Something I find ironic is that the new dungeons seem to be designed with M+ in mind, but are the least popular M+ dungeons of the season.
I think the best form of replayability is to just have a really large dungeon pool, each tuned individually (perhaps with some extra mechanics added instead of affixes) to provide a challenge and rewards for completing random dungeons.
Maybe with some daily/weekly quests attached to it.
I don’t think there are enough players who want that experience anymore. If Blizzard wanted to have story elements heavily tied into dungoens I think they would have to use the same method as FF where you can do the dungeons alone on super low difficulty with a party of NPCs, or have the mobs and bosses scale down to a level where it’s equal to outdoor content so anyone can solo it.
The problem is that the same dungeons are being done by casual andy who wants to slowly explore every corner of the instance and not skip anything, but also the players who are spamming dungeons for leveling their 5th alt and have no interest in spending 3x longer clearing the dungeon they already did 27 times.

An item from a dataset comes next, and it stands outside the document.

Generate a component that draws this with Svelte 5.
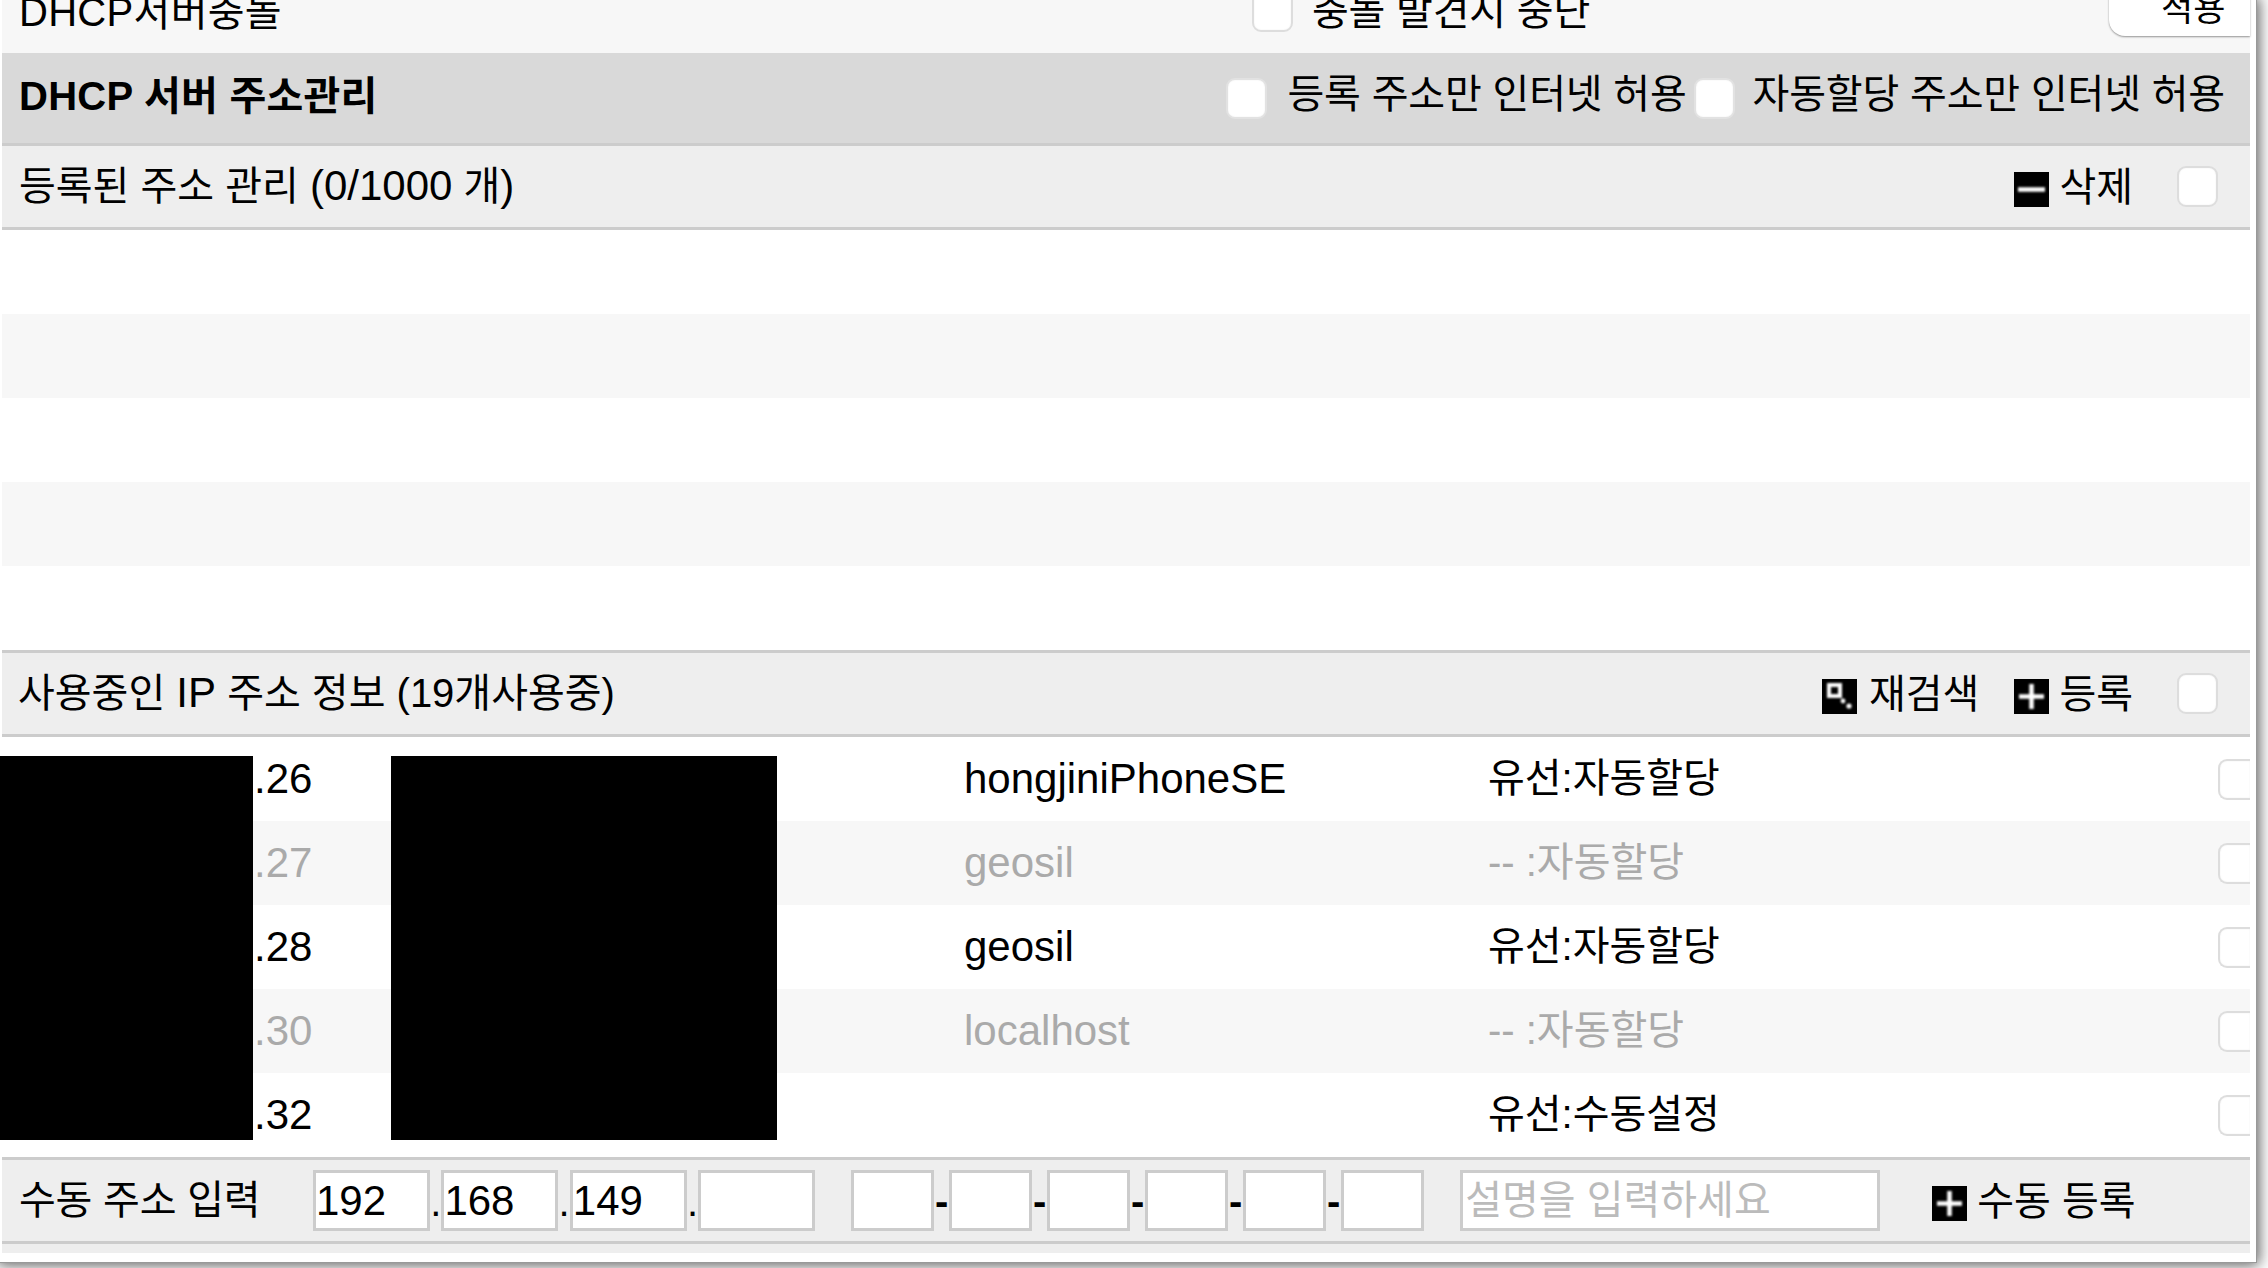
<script>
  const emptyRows = [0, 1, 2, 3, 4];
  const rows = [
    { ip: '.26', name: 'hongjiniPhoneSE', type: '유선:자동할당', off: false },
    { ip: '.27', name: 'geosil', type: '-- :자동할당', off: true },
    { ip: '.28', name: 'geosil', type: '유선:자동할당', off: false },
    { ip: '.30', name: 'localhost', type: '-- :자동할당', off: true },
    { ip: '.32', name: '', type: '유선:수동설정', off: false }
  ];
  const ipParts = ['192', '168', '149', ''];
  const macParts = ['', '', '', '', '', ''];
</script>

{#snippet plusIcon()}
  <svg class="icon" viewBox="0 0 35 35" aria-hidden="true">
    <rect width="35" height="35" fill="#000" />
    <path class="glow" d="M17.5 5V30M5 17.5H30" stroke="#fff" stroke-width="4.5" fill="none" />
  </svg>
{/snippet}

<div class="window">
  <div class="content">
    <div class="row top">
      <span class="title top-title">DHCP서버충돌</span>
      <input class="check" type="checkbox" />
      <span class="conflict-label">충돌 발견시 중단</span>
      <button class="apply">적용</button>
    </div>

    <div class="section">
      <strong class="title section-title">DHCP 서버 주소관리</strong>
      <div class="section-options">
        <input class="check" type="checkbox" />
        <span class="opt-a">등록 주소만 인터넷 허용</span>
        <input class="check" type="checkbox" />
        <span class="opt-b">자동할당 주소만 인터넷 허용</span>
      </div>
    </div>

    <div class="bar">
      <span class="title">등록된 주소 관리 <span class="lat">(0/1000</span> 개<span class="lat">)</span></span>
      <div class="actions">
        <span class="action">
          <svg class="icon" viewBox="0 0 35 35" aria-hidden="true">
            <rect width="35" height="35" fill="#000" />
            <path class="glow" d="M4 17.5H31" stroke="#fff" stroke-width="4.5" fill="none" />
          </svg>
          삭제
        </span>
        <input class="check" type="checkbox" />
      </div>
    </div>

    {#each emptyRows as r}
      <div class="row blank" class:stripe={r % 2 === 1}></div>
    {/each}

    <div class="bar second">
      <span class="title used-title">사용중인 <span class="lat">IP</span> 주소 정보 (19개사용중)</span>
      <div class="actions">
        <span class="action research">
          <svg class="icon" viewBox="0 0 35 35" aria-hidden="true">
            <rect width="35" height="35" fill="#000" />
            <g class="glow">
              <rect x="7" y="6" width="11" height="11" fill="none" stroke="#fff" stroke-width="4" />
              <circle cx="21" cy="22" r="2.4" fill="#fff" />
              <circle cx="27" cy="27" r="2.6" fill="#fff" />
            </g>
          </svg>
          재검색
        </span>
        <span class="action">
          {@render plusIcon()}
          등록
        </span>
        <input class="check" type="checkbox" />
      </div>
    </div>

    {#each rows as row, i}
      <div class="row data" class:stripe={i % 2 === 1} class:off={row.off}>
        <span class="cell ip">{row.ip}</span>
        <span class="cell name">{row.name}</span>
        <span class="cell type">{row.type}</span>
        <input class="check clipped" type="checkbox" />
      </div>
    {/each}

    <div class="bar manual">
      <span class="manual-label">수동 주소 입력</span>
      {#each ipParts as part, i}
        <input class="field ip-field" value={part} />
        {#if i < 3}<span class="dot">.</span>{/if}
      {/each}
      <span class="mac">
        {#each macParts as part, i}
          <input class="field mac-field" value={part} />
          {#if i < 5}<span class="dash">-</span>{/if}
        {/each}
      </span>
      <input class="field desc" placeholder="설명을 입력하세요" />
      <span class="action manual-action">
        {@render plusIcon()}
        수동 등록
      </span>
    </div>
    <div class="tail"></div>
  </div>

  <div class="mask mask-a"></div>
  <div class="mask mask-b"></div>
</div>

<style>
  :global(body) {
    margin: 0;
    background: #fff;
    overflow: hidden;
    height: 1268px;
  }
  .window {
    position: relative;
    display: flow-root;
    width: 2256px;
    height: 1262px;
    background: #fff;
    font-family: "Liberation Sans", "Noto Sans CJK KR", sans-serif;
    font-size: 40px;
    color: #000;
    outline: 1px solid #999;
    box-shadow: 0 0 14px 3px rgba(0, 0, 0, 0.65);
    clip-path: inset(0 -14px -8px 0);
  }
  .content {
    width: 2248px;
    margin-left: 2px;
    margin-top: -31px;
  }
  .row { display: flex; align-items: center; height: 84px; }
  .top { background: #f7f7f7; }
  .title { margin-left: 17px; padding-bottom: 8px; }
  .lat { font-size: 42px; }
  .top-title { width: 1233px; flex: none; padding-bottom: 5px; letter-spacing: 0.3px; }
  .conflict-label { margin-left: 19px; padding-bottom: 6px; letter-spacing: -0.2px; }
  .section-title { padding-bottom: 10px; letter-spacing: 0.25px; }
  .used-title { margin-left: 16px; }
  .apply {
    margin-left: auto;
    align-self: flex-end;
    width: 141px;
    height: 62px;
    margin-bottom: 17px;
    padding: 0 0 0 52px;
    font: inherit;
    font-size: 35px;
    color: inherit;
    background: #fff;
    border: 0;
    border-radius: 0 0 0 16px;
    box-shadow: 0 1px 2px rgba(0, 0, 0, 0.4);
    text-align: left;
  }
  .section {
    display: flex;
    align-items: center;
    justify-content: space-between;
    height: 90px;
    background: #d9d9d9;
  }
  .section-options { display: flex; align-items: center; padding-right: 25px; }
  .section-options .check { border-color: #e2e2e2; }
  .opt-a { margin: 0 7px 0 20px; padding-bottom: 14px; letter-spacing: -0.17px; }
  .opt-b { margin-left: 18px; padding-bottom: 14px; letter-spacing: -0.17px; }
  .bar {
    display: flex;
    align-items: center;
    justify-content: space-between;
    height: 81px;
    background: #eee;
    border-top: 3px solid #ccc;
    border-bottom: 3px solid #ccc;
  }
  .actions { display: flex; align-items: center; padding-right: 32px; }
  .action { display: inline-flex; align-items: center; gap: 10px; line-height: 1; }
  .research { margin-right: 35px; gap: 12px; }
  .actions .check { margin-left: 44px; }
  .icon { width: 35px; height: 35px; flex: none; margin-top: 6px; }
  .glow { filter: blur(1.1px); }
  .stripe { background: #f7f7f7; }
  .data .cell { display: block; flex: none; }
  .data .ip { width: 962px; padding-left: 252px; box-sizing: border-box; font-size: 42px; }
  .data .name { width: 524px; font-size: 42px; }
  .data .type { flex: 1; padding-bottom: 8px; }
  .off { color: #aaa; }
  .check {
    appearance: none;
    width: 41px;
    height: 41px;
    margin: 0;
    flex: none;
    background: #fff;
    border: 2px solid #ddd;
    border-radius: 9px;
    box-sizing: border-box;
    box-shadow: inset 0 0 2px #f0f0f0;
  }
  .clipped { width: 32px; border-right: 0; border-radius: 9px 0 0 9px; }
  .manual { justify-content: flex-start; }
  .manual-label { margin-left: 17px; width: 294px; flex: none; padding-bottom: 8px; letter-spacing: -0.2px; }
  .field {
    height: 61px;
    box-sizing: border-box;
    border: 3px solid #ccc;
    background: #fff;
    font: inherit;
    color: #000;
    padding: 0;
    margin: 0;
    border-radius: 0;
    outline: none;
    flex: none;
  }
  .ip-field { width: 117px; font-size: 42px; }
  .dot { width: 11.4px; flex: none; text-align: center; padding-top: 4px; }
  .mac { display: flex; align-items: center; margin-left: 36px; }
  .mac-field { width: 83px; }
  .dash { width: 15px; text-align: center; flex: none; font-weight: 700; line-height: 1; }
  .desc { width: 420px; margin-left: 36px; padding-left: 2px; }
  .desc::placeholder { color: #bbb; opacity: 1; }
  .manual-action { margin-left: 52px; }
  .tail { height: 9px; background: #eee; }
  .mask { position: absolute; top: 756px; height: 384px; background: #000; }
  .mask-a { left: 0; width: 253px; }
  .mask-b { left: 391px; width: 386px; }
</style>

I would like that, a solo “Story mode”, where the lore and context to everything is laid out and the player can explore the instance freely, with lower-level rewards for completing it (Like the instance quests we have in DF, one normal mode item), and for the other modes dispense with the formalities (And any lengthy boss RP), and gogogo!
Having been on both ends of that “Story/Get on with it”-spectrum, i can safely say that separating the two is the only way for them to both be happy.
something like the duty support from FF14?
Well, the story is mostly separated. Story ends on LFR and normal dungeons, which kinda of solo content - you don’t need to gather the group, just hit the button search, wait and finish it without talking to anybody. Yeah, I understand that dungeon is mostly experience of run with facerolling over keyboard and not the adventure, but still. One thing is beside this is renown, some parts of the story are hidden behind grinding it, but it’s still solo content.